--- Do this ---
Write out the data below in full, unchanged, minus the images.

--- Given data ---
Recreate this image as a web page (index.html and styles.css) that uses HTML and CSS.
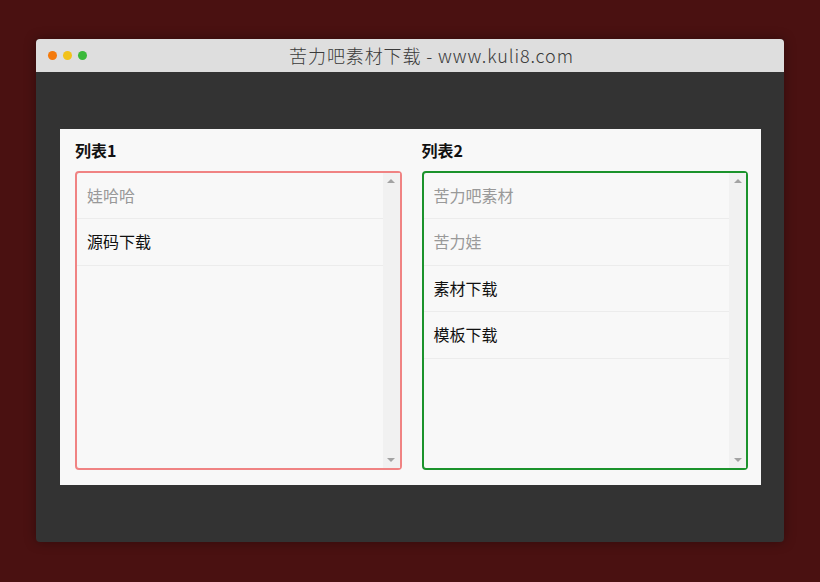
FILE: index.html
```html
<!DOCTYPE html>
<html lang="zh-CN">
<head>
<meta charset="utf-8">
<title>苦力吧素材下载</title>
<link rel="stylesheet" href="styles.css">
</head>
<body>
<div class="window">
  <div class="titlebar">
    <div class="dots">
      <span class="dot dot-orange"></span>
      <span class="dot dot-yellow"></span>
      <span class="dot dot-green"></span>
    </div>
    <div class="title">苦力吧素材下载 - www.kuli8.com</div>
  </div>
  <div class="content">
    <div class="panel">
      <div class="column">
        <h3 class="heading">列表1</h3>
        <div class="listbox listbox-red">
          <ul class="items">
            <li class="item item-muted">娃哈哈</li>
            <li class="item">源码下载</li>
          </ul>
          <div class="scrollbar">
            <span class="arrow arrow-up"></span>
            <span class="arrow arrow-down"></span>
          </div>
        </div>
      </div>
      <div class="column">
        <h3 class="heading">列表2</h3>
        <div class="listbox listbox-green">
          <ul class="items">
            <li class="item item-muted">苦力吧素材</li>
            <li class="item item-muted">苦力娃</li>
            <li class="item">素材下载</li>
            <li class="item">模板下载</li>
          </ul>
          <div class="scrollbar">
            <span class="arrow arrow-up"></span>
            <span class="arrow arrow-down"></span>
          </div>
        </div>
      </div>
    </div>
  </div>
</div>
</body>
</html>
```
FILE: styles.css
```css
html, body {
  margin: 0;
  padding: 0;
}
body {
  background: #4a1111;
  font-family: "Noto Sans CJK SC", "Noto Sans", sans-serif;
  width: 820px;
  height: 582px;
  overflow: hidden;
}
.window {
  margin: 39px 0 0 36px;
  width: 748px;
  height: 503px;
  border-radius: 4px;
  overflow: hidden;
  background: #333333;
  box-shadow: 0 0 12px rgba(0,0,0,0.35);
  display: flex;
  flex-direction: column;
}
.titlebar {
  height: 33px;
  background: #dedede;
  display: flex;
  align-items: center;
}
.dots {
  display: flex;
  gap: 6px;
  padding-left: 12px;
}
.dot {
  width: 9px;
  height: 9px;
  border-radius: 50%;
  display: block;
}
.dot-orange { background: #f47a0c; }
.dot-yellow { background: #f2c21a; }
.dot-green { background: #3ab93a; }
.title {
  flex: 1;
  text-align: center;
  padding-right: 8px;
  font-size: 18px;
  font-weight: 300;
  color: #3a3a3a;
  letter-spacing: 0.9px;
  line-height: 33px;
}
.content {
  flex: 1;
  padding: 57px 23px 0 24px;
}
.panel {
  height: 356px;
  box-sizing: border-box;
  background: #f8f8f8;
  padding: 10px 13px 15px 15px;
  display: grid;
  grid-template-columns: 1fr 1fr;
  column-gap: 20px;
}
.column {
  display: flex;
  flex-direction: column;
}
.heading {
  margin: 0 0 10px 0;
  font-size: 16px;
  font-weight: bold;
  line-height: 22px;
  color: #111;
}
.listbox {
  flex: 1;
  border: 2px solid;
  border-radius: 4px;
  display: flex;
  background: #f8f8f8;
}
.listbox-red { border-color: #f08383; }
.listbox-green { border-color: #1b932c; }
.items {
  list-style: none;
  margin: 0;
  padding: 0;
  flex: 1;
}
.item {
  height: 45.4px;
  line-height: 45.4px;
  border-bottom: 1px solid #ececec;
  padding-left: 10px;
  font-size: 16px;
  color: #111;
}
.item-muted {
  color: #999;
}
.scrollbar {
  width: 17px;
  background: #f1f1f1;
  display: flex;
  flex-direction: column;
  justify-content: space-between;
  align-items: center;
  padding: 6px 0 6px;
}
.arrow {
  width: 0;
  height: 0;
  border-left: 4px solid transparent;
  border-right: 4px solid transparent;
  display: block;
}
.arrow-up {
  border-bottom: 4px solid #a3a3a3;
}
.arrow-down {
  border-top: 4px solid #a3a3a3;
}
```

--- Final answer ---
Recreate this image as a web page (index.html and styles.css) that uses HTML and CSS.
FILE: index.html
```html
<!DOCTYPE html>
<html lang="zh-CN">
<head>
<meta charset="utf-8">
<title>苦力吧素材下载</title>
<link rel="stylesheet" href="styles.css">
</head>
<body>
<div class="window">
  <div class="titlebar">
    <div class="dots">
      <span class="dot dot-orange"></span>
      <span class="dot dot-yellow"></span>
      <span class="dot dot-green"></span>
    </div>
    <div class="title">苦力吧素材下载 - www.kuli8.com</div>
  </div>
  <div class="content">
    <div class="panel">
      <div class="column">
        <h3 class="heading">列表1</h3>
        <div class="listbox listbox-red">
          <ul class="items">
            <li class="item item-muted">娃哈哈</li>
            <li class="item">源码下载</li>
          </ul>
          <div class="scrollbar">
            <span class="arrow arrow-up"></span>
            <span class="arrow arrow-down"></span>
          </div>
        </div>
      </div>
      <div class="column">
        <h3 class="heading">列表2</h3>
        <div class="listbox listbox-green">
          <ul class="items">
            <li class="item item-muted">苦力吧素材</li>
            <li class="item item-muted">苦力娃</li>
            <li class="item">素材下载</li>
            <li class="item">模板下载</li>
          </ul>
          <div class="scrollbar">
            <span class="arrow arrow-up"></span>
            <span class="arrow arrow-down"></span>
          </div>
        </div>
      </div>
    </div>
  </div>
</div>
</body>
</html>
```
FILE: styles.css
```css
html, body {
  margin: 0;
  padding: 0;
}
body {
  background: #4a1111;
  font-family: "Noto Sans CJK SC", "Noto Sans", sans-serif;
  width: 820px;
  height: 582px;
  overflow: hidden;
}
.window {
  margin: 39px 0 0 36px;
  width: 748px;
  height: 503px;
  border-radius: 4px;
  overflow: hidden;
  background: #333333;
  box-shadow: 0 0 12px rgba(0,0,0,0.35);
  display: flex;
  flex-direction: column;
}
.titlebar {
  height: 33px;
  background: #dedede;
  display: flex;
  align-items: center;
}
.dots {
  display: flex;
  gap: 6px;
  padding-left: 12px;
}
.dot {
  width: 9px;
  height: 9px;
  border-radius: 50%;
  display: block;
}
.dot-orange { background: #f47a0c; }
.dot-yellow { background: #f2c21a; }
.dot-green { background: #3ab93a; }
.title {
  flex: 1;
  text-align: center;
  padding-right: 8px;
  font-size: 18px;
  font-weight: 300;
  color: #3a3a3a;
  letter-spacing: 0.9px;
  line-height: 33px;
}
.content {
  flex: 1;
  padding: 57px 23px 0 24px;
}
.panel {
  height: 356px;
  box-sizing: border-box;
  background: #f8f8f8;
  padding: 10px 13px 15px 15px;
  display: grid;
  grid-template-columns: 1fr 1fr;
  column-gap: 20px;
}
.column {
  display: flex;
  flex-direction: column;
}
.heading {
  margin: 0 0 10px 0;
  font-size: 16px;
  font-weight: bold;
  line-height: 22px;
  color: #111;
}
.listbox {
  flex: 1;
  border: 2px solid;
  border-radius: 4px;
  display: flex;
  background: #f8f8f8;
}
.listbox-red { border-color: #f08383; }
.listbox-green { border-color: #1b932c; }
.items {
  list-style: none;
  margin: 0;
  padding: 0;
  flex: 1;
}
.item {
  height: 45.4px;
  line-height: 45.4px;
  border-bottom: 1px solid #ececec;
  padding-left: 10px;
  font-size: 16px;
  color: #111;
}
.item-muted {
  color: #999;
}
.scrollbar {
  width: 17px;
  background: #f1f1f1;
  display: flex;
  flex-direction: column;
  justify-content: space-between;
  align-items: center;
  padding: 6px 0 6px;
}
.arrow {
  width: 0;
  height: 0;
  border-left: 4px solid transparent;
  border-right: 4px solid transparent;
  display: block;
}
.arrow-up {
  border-bottom: 4px solid #a3a3a3;
}
.arrow-down {
  border-top: 4px solid #a3a3a3;
}
```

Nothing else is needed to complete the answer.